___ COLLECTED DATA ___

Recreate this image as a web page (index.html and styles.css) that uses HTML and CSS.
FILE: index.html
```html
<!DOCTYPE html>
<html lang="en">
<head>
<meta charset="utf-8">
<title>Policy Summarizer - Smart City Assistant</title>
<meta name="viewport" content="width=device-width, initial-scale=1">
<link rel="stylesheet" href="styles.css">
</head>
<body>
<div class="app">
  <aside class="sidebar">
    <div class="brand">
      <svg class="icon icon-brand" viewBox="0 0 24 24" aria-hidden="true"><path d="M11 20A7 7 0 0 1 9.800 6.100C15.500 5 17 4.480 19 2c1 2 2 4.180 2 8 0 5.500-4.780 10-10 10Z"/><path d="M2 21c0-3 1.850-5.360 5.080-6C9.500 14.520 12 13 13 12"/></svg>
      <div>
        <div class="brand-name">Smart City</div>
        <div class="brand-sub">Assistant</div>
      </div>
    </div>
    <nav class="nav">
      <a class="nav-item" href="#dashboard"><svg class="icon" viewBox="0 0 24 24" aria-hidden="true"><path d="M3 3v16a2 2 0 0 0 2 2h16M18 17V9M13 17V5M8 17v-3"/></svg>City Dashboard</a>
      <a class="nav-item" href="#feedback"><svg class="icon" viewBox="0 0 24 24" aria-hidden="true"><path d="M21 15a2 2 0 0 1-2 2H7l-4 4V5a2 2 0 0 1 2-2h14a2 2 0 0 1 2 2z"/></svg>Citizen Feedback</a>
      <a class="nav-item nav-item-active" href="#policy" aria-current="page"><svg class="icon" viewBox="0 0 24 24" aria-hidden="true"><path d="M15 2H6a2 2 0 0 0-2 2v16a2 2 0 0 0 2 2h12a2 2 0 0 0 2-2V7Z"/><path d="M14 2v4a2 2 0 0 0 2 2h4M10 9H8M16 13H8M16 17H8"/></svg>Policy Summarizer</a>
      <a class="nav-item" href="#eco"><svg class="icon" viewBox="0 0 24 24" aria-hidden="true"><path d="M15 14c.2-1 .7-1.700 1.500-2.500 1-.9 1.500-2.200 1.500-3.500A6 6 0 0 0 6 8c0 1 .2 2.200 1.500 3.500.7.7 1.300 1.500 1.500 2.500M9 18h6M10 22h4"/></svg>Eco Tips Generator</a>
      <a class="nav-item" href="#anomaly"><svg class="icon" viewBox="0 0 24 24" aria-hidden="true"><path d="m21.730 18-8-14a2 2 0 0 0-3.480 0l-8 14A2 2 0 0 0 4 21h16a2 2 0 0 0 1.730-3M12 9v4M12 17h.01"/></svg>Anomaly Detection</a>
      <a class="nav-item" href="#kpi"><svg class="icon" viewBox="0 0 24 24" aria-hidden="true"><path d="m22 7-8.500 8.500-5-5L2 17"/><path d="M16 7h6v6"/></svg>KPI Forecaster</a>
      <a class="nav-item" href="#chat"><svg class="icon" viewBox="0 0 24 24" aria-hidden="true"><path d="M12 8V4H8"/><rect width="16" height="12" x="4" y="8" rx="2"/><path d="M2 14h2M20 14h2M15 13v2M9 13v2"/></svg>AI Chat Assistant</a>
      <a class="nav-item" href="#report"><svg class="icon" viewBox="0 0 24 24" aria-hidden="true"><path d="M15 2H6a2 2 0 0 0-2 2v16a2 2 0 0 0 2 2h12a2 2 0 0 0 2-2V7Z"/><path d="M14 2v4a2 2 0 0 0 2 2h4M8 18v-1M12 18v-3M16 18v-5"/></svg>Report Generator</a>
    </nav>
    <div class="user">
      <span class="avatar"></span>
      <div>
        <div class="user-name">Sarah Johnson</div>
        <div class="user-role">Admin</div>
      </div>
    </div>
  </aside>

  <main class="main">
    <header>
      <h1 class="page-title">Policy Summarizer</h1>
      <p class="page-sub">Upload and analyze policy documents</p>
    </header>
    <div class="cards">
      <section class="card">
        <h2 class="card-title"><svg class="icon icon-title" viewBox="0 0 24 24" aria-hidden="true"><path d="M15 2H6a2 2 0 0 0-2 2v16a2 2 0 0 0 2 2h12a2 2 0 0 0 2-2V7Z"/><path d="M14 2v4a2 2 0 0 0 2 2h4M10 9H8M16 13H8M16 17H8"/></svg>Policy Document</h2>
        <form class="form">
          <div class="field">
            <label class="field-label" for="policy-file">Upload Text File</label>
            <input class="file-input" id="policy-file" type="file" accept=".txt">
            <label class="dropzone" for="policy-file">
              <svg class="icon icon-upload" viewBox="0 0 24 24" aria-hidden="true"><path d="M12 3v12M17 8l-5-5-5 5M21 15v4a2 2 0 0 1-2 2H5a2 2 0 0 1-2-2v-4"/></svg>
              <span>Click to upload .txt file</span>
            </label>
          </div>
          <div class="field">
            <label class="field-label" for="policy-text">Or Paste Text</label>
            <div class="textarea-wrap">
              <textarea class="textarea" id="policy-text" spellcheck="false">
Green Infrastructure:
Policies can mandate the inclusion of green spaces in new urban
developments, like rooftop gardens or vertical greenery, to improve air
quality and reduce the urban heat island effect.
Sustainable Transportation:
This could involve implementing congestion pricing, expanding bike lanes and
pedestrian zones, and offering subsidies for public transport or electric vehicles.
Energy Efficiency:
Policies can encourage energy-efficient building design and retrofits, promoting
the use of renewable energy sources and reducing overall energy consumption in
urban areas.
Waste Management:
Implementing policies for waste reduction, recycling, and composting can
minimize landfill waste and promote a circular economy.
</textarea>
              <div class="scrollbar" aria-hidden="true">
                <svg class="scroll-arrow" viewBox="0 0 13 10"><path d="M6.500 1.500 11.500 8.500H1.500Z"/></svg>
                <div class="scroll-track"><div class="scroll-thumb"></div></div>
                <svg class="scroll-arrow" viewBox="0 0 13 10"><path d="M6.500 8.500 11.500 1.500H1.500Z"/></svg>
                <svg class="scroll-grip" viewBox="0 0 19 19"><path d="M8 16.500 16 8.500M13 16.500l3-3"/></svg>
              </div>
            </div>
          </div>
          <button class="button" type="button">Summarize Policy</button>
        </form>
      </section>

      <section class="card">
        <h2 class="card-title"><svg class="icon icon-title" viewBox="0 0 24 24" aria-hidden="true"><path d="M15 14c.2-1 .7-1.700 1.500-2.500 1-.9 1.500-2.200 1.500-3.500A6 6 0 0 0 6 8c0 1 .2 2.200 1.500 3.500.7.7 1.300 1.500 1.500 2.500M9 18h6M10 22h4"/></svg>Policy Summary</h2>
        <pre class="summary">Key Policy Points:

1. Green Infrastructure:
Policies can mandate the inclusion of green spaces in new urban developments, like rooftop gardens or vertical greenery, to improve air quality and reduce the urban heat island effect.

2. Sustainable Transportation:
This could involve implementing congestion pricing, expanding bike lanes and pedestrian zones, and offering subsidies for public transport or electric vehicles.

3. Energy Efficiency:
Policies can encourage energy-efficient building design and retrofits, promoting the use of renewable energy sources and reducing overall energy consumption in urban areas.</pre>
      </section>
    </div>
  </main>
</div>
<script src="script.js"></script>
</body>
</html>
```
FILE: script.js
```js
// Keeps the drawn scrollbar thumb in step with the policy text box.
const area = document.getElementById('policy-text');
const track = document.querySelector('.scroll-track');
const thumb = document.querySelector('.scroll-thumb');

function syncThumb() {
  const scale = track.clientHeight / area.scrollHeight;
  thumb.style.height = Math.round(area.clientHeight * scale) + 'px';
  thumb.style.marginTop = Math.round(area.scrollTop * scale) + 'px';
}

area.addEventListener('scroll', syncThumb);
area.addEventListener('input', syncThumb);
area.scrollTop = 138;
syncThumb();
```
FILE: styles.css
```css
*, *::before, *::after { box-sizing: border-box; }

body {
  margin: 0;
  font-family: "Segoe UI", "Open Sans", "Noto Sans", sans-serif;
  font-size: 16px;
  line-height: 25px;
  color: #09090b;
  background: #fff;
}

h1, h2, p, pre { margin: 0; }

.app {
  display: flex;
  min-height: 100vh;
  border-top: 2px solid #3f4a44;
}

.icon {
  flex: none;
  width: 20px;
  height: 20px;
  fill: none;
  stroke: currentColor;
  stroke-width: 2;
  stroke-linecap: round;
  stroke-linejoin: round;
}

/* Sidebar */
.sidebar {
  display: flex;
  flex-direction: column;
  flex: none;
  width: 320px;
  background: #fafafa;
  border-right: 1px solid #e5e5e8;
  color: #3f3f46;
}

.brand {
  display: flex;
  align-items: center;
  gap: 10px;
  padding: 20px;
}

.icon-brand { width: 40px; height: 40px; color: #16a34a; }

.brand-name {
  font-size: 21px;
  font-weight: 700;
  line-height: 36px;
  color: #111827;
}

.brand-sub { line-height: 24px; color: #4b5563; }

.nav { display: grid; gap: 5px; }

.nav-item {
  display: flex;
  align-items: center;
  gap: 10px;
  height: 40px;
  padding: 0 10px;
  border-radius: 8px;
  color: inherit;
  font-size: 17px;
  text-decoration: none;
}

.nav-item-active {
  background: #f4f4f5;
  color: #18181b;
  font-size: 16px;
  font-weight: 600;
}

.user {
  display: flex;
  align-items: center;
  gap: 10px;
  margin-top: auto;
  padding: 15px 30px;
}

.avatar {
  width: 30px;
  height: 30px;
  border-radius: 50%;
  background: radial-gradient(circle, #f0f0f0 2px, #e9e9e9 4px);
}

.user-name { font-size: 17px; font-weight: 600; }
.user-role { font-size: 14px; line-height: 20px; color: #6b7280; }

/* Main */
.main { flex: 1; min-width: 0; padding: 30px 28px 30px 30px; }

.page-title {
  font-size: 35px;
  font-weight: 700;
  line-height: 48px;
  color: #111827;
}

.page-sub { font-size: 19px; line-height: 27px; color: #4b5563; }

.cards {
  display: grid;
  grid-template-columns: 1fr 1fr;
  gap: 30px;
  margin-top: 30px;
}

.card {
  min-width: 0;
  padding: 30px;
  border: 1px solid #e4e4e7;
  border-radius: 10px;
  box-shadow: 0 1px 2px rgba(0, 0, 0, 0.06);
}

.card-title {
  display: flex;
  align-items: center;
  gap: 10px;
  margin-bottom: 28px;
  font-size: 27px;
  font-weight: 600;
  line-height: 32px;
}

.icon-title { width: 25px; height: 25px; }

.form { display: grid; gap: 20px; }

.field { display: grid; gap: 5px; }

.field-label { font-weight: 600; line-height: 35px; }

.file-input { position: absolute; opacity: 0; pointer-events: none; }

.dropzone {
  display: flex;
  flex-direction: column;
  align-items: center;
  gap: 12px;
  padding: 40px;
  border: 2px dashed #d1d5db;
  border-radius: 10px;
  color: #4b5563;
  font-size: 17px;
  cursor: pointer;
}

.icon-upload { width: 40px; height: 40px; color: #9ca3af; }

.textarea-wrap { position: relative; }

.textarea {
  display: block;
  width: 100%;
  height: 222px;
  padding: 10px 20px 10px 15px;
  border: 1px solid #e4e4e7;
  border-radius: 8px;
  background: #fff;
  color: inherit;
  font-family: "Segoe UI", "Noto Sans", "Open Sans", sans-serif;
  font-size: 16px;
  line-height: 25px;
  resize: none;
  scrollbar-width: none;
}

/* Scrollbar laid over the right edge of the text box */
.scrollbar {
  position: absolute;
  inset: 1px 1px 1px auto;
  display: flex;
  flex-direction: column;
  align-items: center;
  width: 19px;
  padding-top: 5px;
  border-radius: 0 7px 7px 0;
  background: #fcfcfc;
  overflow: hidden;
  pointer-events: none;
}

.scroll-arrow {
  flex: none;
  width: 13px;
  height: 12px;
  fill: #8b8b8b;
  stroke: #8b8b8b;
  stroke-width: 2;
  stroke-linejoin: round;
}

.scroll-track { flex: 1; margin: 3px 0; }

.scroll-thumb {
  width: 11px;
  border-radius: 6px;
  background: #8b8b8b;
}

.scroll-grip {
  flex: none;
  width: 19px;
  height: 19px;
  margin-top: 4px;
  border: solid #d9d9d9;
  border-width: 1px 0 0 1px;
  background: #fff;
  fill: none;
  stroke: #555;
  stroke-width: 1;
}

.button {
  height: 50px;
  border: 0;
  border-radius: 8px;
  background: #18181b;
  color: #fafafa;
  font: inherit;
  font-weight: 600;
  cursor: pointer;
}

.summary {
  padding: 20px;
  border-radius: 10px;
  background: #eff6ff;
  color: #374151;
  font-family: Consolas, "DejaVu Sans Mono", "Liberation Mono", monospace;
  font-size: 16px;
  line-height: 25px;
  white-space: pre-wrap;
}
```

___

WRITTEN EXERCISE: Using the listing above, pull out all lines that hold the word "styles".

ANSWER TO THE EXERCISE:
Recreate this image as a web page (index.html and styles.css) that uses HTML and CSS.
<link rel="stylesheet" href="styles.css">
FILE: styles.css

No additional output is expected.